In the last post I discussed how a disciplined approach to shorts might reduce problems with failures to deliver and reduce the detrimental effects of short selling creating phantom shares which lead to an aritificial devaluing of a stock. Central to the process is the realization that, when a trader lends shares to a shorter, that trader is no longer an investor in stock. The trader has traded an investment in a company with a loan to a short seller.
In this post, I thought I would describe a different way to do a short sale. For wont of a better term, I decided to call this approach a frontloaded short.
In a frontloaded short, a trader owning shares of a company enters a deal with a short trader and sells his stock. Money from the sale drops into the account of the original stock owner. The two traders have a contract wherein the first trader will buyback the stock, and the two traders would settle the differential between the selling and repurchase price.
The main advantage of a frontloaded short is that the original investor is the holder of the money. This reduces the extent to which the person lending a stock becomes a creditor of the short seller. It also removes the temptation for people to short stocks as a capital raising mechanism.
BTW, it is possible in such a contract to add an escape clause for the short. The clause might say the shorter will skip the buy back and pay the difference in stock price to the original trader if the stock price hits a certain strike point. A short, after all, is not really an investment stock. A short is an off table deal made between two people gambling on the direction of the price with stocks as poker chips.

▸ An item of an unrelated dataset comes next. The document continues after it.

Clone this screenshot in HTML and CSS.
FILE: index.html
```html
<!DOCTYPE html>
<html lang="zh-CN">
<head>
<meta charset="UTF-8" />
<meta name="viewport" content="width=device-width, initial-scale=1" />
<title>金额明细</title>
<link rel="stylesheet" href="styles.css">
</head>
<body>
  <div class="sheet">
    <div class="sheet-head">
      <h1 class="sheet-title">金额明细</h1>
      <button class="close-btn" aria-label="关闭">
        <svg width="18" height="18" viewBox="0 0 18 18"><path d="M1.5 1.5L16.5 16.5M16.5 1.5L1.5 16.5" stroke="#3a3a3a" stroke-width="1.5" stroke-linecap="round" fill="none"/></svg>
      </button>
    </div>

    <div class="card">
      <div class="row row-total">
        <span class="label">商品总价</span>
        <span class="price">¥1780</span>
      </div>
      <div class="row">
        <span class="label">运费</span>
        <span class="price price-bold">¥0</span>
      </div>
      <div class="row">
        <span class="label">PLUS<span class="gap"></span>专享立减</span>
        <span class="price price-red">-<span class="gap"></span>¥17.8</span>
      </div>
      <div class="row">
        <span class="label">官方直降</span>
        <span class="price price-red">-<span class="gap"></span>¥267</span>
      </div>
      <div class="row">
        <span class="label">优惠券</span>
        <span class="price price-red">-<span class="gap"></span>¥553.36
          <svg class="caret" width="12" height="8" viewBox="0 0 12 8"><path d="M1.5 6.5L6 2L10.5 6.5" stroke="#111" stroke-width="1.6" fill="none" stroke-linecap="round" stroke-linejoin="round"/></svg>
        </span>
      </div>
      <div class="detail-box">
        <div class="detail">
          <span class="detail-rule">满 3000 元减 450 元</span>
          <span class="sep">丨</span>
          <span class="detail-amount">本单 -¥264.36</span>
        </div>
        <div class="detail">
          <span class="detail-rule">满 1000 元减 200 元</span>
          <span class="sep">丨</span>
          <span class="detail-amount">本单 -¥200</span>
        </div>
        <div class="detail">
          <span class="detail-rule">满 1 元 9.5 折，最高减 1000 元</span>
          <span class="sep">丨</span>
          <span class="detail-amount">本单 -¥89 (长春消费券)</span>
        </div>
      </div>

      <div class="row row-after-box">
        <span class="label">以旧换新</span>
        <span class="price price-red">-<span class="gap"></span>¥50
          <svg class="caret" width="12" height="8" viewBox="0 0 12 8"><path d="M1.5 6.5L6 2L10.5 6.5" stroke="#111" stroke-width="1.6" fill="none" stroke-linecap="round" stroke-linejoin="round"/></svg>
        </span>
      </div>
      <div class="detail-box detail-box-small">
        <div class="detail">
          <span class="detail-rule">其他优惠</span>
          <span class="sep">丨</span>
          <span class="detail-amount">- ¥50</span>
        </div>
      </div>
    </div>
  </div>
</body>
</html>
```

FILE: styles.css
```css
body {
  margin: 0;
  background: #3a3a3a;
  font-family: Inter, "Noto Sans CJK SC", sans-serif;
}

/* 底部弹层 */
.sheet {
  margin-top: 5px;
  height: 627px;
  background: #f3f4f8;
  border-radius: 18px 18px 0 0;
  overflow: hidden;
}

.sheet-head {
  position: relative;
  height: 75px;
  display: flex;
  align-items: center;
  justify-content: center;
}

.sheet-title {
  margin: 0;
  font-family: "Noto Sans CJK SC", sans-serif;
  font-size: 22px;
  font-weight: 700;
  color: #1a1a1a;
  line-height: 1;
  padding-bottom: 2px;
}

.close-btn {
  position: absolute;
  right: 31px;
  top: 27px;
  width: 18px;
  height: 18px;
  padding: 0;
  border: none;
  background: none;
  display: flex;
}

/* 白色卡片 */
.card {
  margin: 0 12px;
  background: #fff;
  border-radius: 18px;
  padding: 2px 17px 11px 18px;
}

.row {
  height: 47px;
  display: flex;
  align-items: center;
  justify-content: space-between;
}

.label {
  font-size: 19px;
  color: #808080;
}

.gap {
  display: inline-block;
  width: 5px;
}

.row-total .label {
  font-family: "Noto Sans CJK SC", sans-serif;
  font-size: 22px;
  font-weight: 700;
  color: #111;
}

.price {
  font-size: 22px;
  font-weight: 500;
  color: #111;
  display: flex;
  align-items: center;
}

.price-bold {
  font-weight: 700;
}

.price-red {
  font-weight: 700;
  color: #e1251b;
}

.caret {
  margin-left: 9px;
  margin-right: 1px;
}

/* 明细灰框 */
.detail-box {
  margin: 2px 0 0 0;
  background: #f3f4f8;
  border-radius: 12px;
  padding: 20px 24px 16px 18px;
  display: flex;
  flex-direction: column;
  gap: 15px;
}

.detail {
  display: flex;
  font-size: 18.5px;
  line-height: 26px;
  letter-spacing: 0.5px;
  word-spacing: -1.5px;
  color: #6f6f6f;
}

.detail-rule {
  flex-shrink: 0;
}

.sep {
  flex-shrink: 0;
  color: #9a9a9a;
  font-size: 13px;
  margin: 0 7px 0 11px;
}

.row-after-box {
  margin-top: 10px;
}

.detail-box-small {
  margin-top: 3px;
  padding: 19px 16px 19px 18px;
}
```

Now, if the short really is just a bet between two gamblers, one wonders if there is any value to involving real shares in the bet.
Reach Upward pointed me to a piece in the WSJ by L. Gordon Crovitz titled "Information Haves and Have Nots in which Mr. Crovitz claims that the vital role played by shorts is to provide information to the market. People who have information that a stock is overvalued short.
So, a primary reason that people want shorting is so that the sale provides information to the holders of shares of a stock that it is overvalued.
Unfortunately, this view is premised on a false assumptions that short sellers actually do have access to information not available to the rest of the investing world, and that short sellers are somehow altruistic fountains of virtue.
The reality is that people are very cunning. People are as apt to use the short process to create disinformation. Take over strategies almost always involve feints with shorts. Even worse, shorts often don't reflect information about the underlying security, but may be the result of a change in the internal trading strategy of a hedge fund.
If Mr. Covitz's assertion that shorts bring information to the market is correct. Then the massive short selling of 2008 should have resulted in a situation where prices are better known.
The reality appears to be the opposite. It appears that the massive short position has done little more than to give the financial market a wedgie. The market is more confused about prices than ever. People are having to give massive discounts to trade items magnify the liquidity crisis.
I am back to the opinion that the people who lend shares to shorters and the short sellers themselves are simply gamblers using stocks as poker chips. The information from this game is low quality and has effectively fogged the process of valuing properties.
As mentioned in the post Free Markets Don't Wear Shorts I contend that short selling (the selling of things that don't exist) is not something that would occur in a natural market. Short selling is an artificial device created by regulators that concentrate benefits on the few at the expense of the many.
Removing the regulations that allow shorting would be in order.
The proponents of short selling claim all sorts of altruistic motives for the shorts. Unfortunately, whether you frontload or backload the shorts, the shorts seem to do little more than divert large money from investments into a side show gaming market that ultimately undermines the market.